This notebook includes both coding and written questions. Please hand in this notebook file with all the outputs and your answers to the written questions.
This assignment covers K-Means and HAC methods for clustering and image segmentation.
# Setup
from __future__ import print_function
from time import time
import numpy as np
import matplotlib.pyplot as plt
from matplotlib import rc
from skimage import io
%matplotlib inline
plt.rcParams['figure.figsize'] = (15.0, 12.0) # set default size of plots
plt.rcParams['image.interpolation'] = 'nearest'
plt.rcParams['image.cmap'] = 'gray'
# for auto-reloading extenrnal modules
%load_ext autoreload
%autoreload 2
In this assignment, you will use clustering algorithms to segment images. You will then use these segmentations to identify foreground and background objects.
Your assignment will involve the following subtasks:
# Generate random data points for clustering
# Set seed for consistency
np.random.seed(0)
# Cluster 1
mean1 = [-1, 0]
cov1 = [[0.1, 0], [0, 0.1]]
X1 = np.random.multivariate_normal(mean1, cov1, 100)
# Cluster 2
mean2 = [0, 1]
cov2 = [[0.1, 0], [0, 0.1]]
X2 = np.random.multivariate_normal(mean2, cov2, 100)
# Cluster 3
mean3 = [1, 0]
cov3 = [[0.1, 0], [0, 0.1]]
X3 = np.random.multivariate_normal(mean3, cov3, 100)
# Cluster 4
mean4 = [0, -1]
cov4 = [[0.1, 0], [0, 0.1]]
X4 = np.random.multivariate_normal(mean4, cov4, 100)

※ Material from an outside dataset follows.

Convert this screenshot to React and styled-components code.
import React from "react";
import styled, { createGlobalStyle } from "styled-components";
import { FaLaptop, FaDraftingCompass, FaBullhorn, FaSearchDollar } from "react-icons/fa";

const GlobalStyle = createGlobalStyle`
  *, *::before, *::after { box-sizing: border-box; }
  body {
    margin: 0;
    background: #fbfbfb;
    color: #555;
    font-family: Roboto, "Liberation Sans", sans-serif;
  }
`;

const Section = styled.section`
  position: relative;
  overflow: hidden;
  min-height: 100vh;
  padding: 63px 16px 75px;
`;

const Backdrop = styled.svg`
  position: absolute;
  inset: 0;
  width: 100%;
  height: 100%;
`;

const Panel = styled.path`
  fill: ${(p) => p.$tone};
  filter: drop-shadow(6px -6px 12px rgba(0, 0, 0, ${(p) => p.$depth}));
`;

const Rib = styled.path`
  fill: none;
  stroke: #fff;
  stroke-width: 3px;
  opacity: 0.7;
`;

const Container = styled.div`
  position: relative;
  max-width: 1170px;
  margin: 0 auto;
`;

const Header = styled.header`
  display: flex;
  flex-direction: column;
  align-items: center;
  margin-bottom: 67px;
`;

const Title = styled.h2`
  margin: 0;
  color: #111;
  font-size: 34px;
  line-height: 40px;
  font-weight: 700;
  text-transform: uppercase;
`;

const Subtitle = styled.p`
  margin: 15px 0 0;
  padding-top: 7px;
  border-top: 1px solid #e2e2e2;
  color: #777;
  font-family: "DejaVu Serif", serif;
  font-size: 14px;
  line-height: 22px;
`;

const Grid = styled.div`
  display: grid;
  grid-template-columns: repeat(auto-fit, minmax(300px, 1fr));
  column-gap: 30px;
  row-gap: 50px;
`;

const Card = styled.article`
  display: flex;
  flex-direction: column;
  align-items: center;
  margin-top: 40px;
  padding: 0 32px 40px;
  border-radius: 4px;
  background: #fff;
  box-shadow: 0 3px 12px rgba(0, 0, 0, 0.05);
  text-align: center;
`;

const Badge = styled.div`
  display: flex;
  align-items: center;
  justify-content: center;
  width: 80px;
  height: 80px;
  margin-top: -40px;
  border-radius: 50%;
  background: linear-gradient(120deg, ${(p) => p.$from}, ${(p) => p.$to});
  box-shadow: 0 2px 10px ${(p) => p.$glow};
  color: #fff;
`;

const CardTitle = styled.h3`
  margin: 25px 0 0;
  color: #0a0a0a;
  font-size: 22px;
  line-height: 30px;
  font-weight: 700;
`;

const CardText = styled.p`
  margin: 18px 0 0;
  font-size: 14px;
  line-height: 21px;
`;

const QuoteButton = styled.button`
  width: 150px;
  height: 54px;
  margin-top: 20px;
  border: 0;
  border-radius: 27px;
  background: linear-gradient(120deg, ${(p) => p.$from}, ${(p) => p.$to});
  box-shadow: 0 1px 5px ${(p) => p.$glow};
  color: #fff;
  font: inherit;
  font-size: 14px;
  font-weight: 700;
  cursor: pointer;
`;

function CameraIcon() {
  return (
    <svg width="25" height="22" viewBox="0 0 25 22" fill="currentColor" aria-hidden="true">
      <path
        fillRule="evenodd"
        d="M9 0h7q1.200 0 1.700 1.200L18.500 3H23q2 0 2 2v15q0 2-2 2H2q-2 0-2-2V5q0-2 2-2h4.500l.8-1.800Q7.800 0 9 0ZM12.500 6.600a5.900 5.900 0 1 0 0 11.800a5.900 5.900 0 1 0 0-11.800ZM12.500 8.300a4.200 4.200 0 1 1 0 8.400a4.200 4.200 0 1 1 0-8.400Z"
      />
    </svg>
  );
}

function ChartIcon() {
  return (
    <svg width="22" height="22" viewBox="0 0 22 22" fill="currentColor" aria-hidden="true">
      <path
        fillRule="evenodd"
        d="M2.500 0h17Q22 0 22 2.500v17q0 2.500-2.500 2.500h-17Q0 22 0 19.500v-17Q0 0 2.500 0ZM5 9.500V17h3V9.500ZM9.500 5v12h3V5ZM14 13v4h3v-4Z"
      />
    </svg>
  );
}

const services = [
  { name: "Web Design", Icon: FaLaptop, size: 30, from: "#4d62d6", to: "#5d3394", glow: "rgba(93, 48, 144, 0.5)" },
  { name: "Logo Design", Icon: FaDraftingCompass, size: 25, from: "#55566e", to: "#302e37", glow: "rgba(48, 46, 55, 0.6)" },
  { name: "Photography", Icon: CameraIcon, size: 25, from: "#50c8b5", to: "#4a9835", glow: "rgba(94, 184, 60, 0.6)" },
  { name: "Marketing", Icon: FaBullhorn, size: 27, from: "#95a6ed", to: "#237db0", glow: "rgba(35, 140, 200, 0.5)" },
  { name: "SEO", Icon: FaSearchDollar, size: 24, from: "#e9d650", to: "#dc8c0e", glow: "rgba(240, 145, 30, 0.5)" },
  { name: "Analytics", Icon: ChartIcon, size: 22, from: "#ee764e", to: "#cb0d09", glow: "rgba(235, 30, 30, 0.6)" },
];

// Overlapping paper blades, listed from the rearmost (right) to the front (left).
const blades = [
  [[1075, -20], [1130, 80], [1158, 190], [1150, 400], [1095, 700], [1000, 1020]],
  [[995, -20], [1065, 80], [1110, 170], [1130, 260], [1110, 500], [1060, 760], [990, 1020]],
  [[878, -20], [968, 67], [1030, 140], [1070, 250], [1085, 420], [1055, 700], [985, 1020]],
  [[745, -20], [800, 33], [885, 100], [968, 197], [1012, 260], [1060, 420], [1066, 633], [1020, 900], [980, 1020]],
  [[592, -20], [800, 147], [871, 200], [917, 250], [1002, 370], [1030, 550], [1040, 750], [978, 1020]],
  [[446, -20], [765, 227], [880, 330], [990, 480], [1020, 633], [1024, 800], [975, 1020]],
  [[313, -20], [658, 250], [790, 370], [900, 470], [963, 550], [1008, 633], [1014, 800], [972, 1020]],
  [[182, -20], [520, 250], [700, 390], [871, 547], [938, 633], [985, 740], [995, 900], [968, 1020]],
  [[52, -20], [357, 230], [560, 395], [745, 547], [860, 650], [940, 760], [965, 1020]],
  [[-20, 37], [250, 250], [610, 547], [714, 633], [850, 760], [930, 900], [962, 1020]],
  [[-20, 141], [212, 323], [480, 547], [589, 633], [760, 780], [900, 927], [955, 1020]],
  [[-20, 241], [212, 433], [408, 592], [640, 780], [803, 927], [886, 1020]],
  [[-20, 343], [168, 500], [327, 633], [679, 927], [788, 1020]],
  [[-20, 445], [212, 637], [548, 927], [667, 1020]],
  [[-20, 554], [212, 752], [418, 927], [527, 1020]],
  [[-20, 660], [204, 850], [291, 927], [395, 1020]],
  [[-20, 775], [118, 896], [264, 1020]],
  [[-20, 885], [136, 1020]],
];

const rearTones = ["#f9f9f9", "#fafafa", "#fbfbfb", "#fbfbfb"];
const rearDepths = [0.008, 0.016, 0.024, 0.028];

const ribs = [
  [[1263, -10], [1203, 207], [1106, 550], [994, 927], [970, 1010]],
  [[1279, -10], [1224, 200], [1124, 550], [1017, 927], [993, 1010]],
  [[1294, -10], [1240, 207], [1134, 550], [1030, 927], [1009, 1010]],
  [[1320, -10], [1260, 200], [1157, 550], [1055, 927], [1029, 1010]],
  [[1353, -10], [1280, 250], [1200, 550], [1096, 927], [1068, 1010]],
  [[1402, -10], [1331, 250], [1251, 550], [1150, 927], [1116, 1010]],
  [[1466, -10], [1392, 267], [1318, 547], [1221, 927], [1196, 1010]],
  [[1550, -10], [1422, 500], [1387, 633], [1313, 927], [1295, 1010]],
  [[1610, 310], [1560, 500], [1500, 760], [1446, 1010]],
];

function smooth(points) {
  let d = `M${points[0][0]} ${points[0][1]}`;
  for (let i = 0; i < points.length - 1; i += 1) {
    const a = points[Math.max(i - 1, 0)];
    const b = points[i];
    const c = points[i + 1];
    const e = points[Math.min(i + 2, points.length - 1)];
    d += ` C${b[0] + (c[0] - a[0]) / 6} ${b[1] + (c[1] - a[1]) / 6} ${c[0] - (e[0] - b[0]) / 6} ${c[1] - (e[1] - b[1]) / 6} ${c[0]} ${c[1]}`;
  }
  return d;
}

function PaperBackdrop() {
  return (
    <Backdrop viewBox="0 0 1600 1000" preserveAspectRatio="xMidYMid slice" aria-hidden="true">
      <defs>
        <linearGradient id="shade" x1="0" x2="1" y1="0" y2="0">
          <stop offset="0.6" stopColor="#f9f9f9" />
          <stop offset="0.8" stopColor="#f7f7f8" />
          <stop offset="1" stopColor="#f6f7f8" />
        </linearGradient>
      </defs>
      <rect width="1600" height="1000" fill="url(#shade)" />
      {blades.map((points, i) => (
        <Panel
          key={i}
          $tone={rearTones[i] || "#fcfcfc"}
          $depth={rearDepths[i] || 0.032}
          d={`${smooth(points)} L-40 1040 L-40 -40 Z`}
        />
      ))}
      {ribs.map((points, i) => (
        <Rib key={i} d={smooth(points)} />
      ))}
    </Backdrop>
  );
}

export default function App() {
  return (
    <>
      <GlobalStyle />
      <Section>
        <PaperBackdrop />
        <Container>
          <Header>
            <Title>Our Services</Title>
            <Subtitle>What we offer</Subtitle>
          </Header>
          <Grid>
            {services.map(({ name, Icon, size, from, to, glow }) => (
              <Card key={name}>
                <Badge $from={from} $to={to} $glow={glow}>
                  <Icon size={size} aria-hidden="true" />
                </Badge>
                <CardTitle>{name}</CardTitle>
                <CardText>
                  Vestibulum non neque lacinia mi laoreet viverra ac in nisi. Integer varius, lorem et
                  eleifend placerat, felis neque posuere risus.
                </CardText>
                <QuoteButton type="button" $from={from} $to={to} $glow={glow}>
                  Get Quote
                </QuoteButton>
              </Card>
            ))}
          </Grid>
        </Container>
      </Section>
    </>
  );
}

# Merge two sets of data points
X = np.concatenate((X1, X2, X3, X4))
# Plot data points
plt.scatter(X[:, 0], X[:, 1])
plt.axis('equal')
plt.show()
As discussed in class, K-Means is one of the most popular clustering algorithms. We have provided skeleton code for K-Means clustering in the file segmentation.py. Your first task is to finish implementing kmeans in segmentation.py. This version uses nested for loops to assign points to the closest centroid and compute a new mean for each cluster.

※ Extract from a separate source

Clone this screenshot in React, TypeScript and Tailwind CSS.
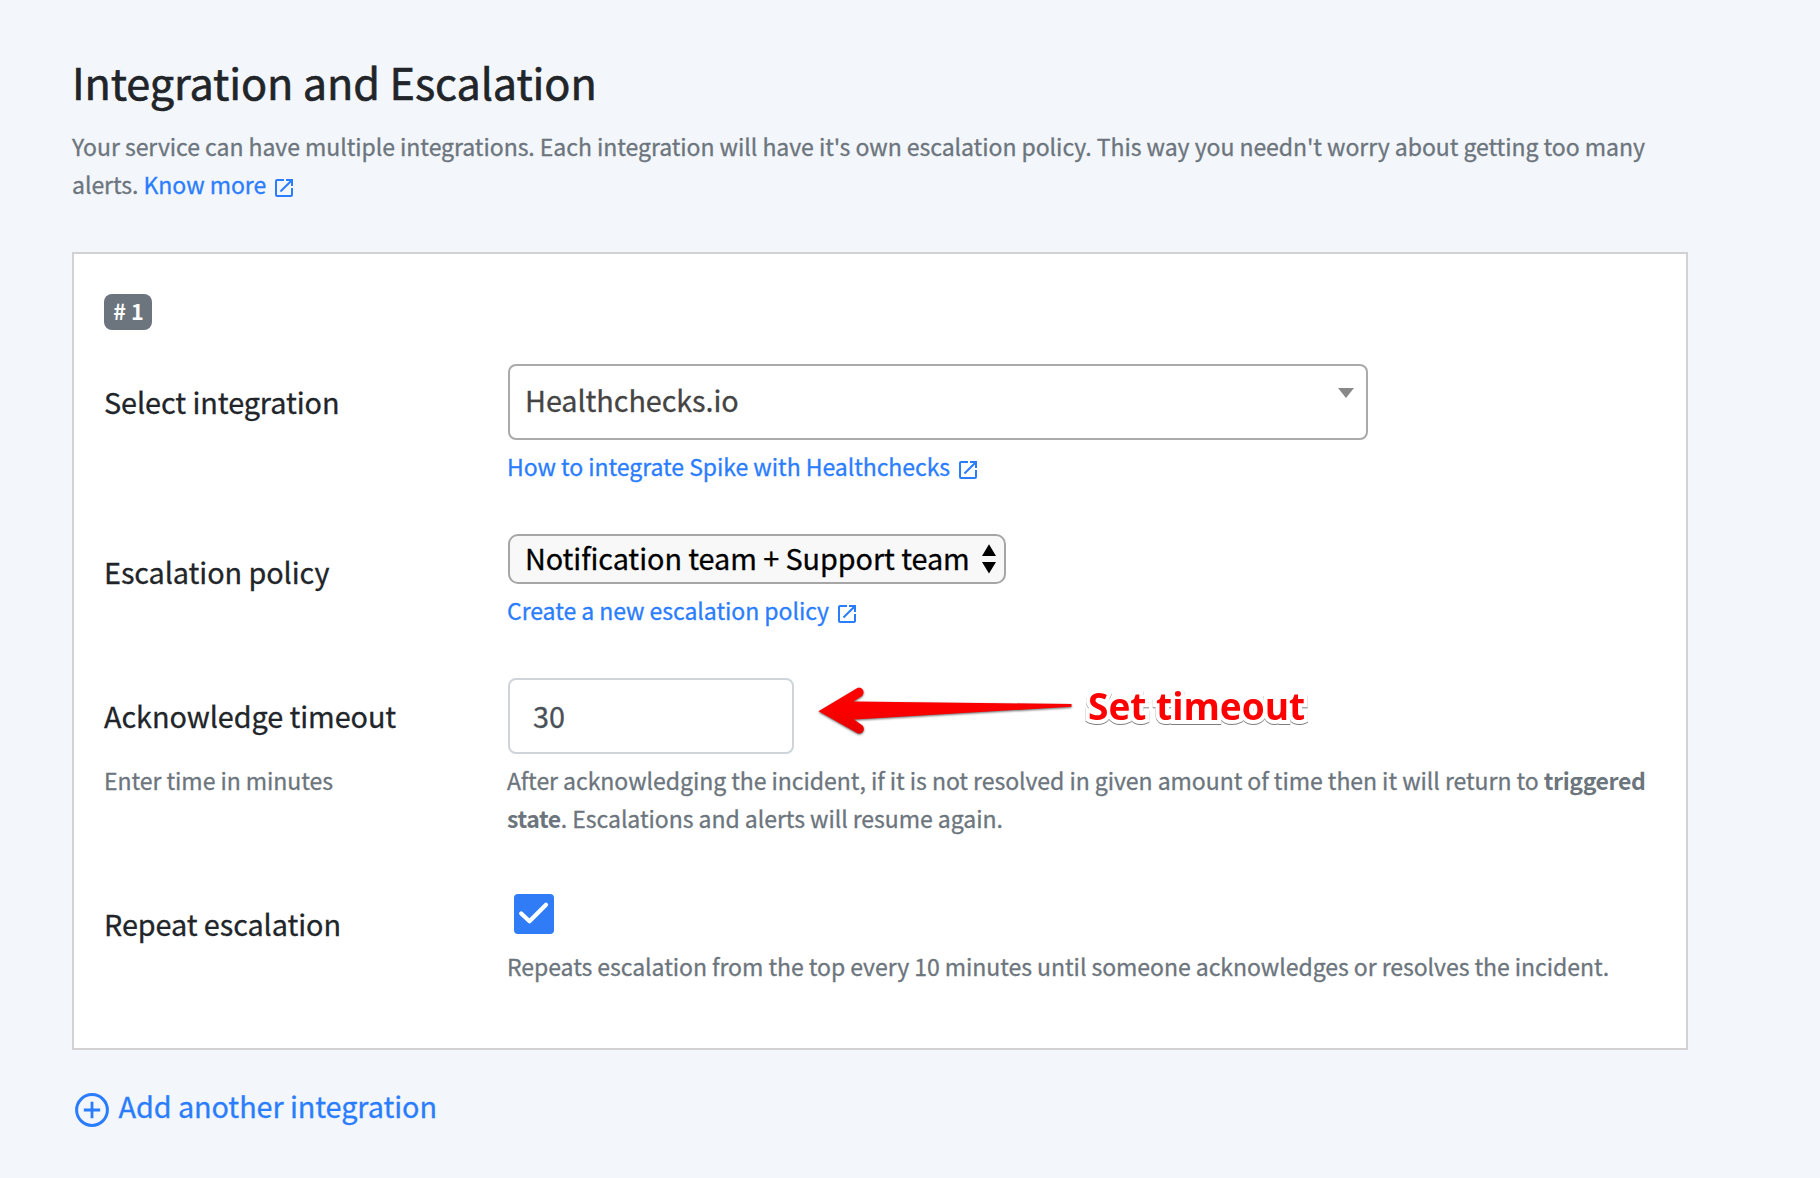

from segmentation import kmeans
np.random.seed(0)
start = time()
assignments = kmeans(X, 4)
end = time()
kmeans_runtime = end - start
print("kmeans running time: %f seconds." % kmeans_runtime)
for i in range(4):
cluster_i = X[assignments==i]
plt.scatter(cluster_i[:, 0], cluster_i[:, 1])
plt.axis('equal')
plt.show()
We can use numpy functions and broadcasting to make K-Means faster. Implement kmeans_fast in segmentation.py. This should run at least 10 times faster than the previous implementation.
from segmentation import kmeans_fast
np.random.seed(0)
start = time()
assignments = kmeans_fast(X, 4)
end = time()
kmeans_fast_runtime = end - start
print("kmeans running time: %f seconds." % kmeans_fast_runtime)
print("%f times faster!" % (kmeans_runtime / kmeans_fast_runtime))
for i in range(4):
cluster_i = X[assignments==i]
plt.scatter(cluster_i[:, 0], cluster_i[:, 1])
plt.axis('equal')
plt.show()
Implementations of the K-Means algorithm will often have the parameter num_iters to define the maximum number of iterations the algorithm should run for. Consider that we opt to not include this upper bound on the number of iterations, and that we define the termination criterion of the algorithm to be when the cost $L$ stops changing.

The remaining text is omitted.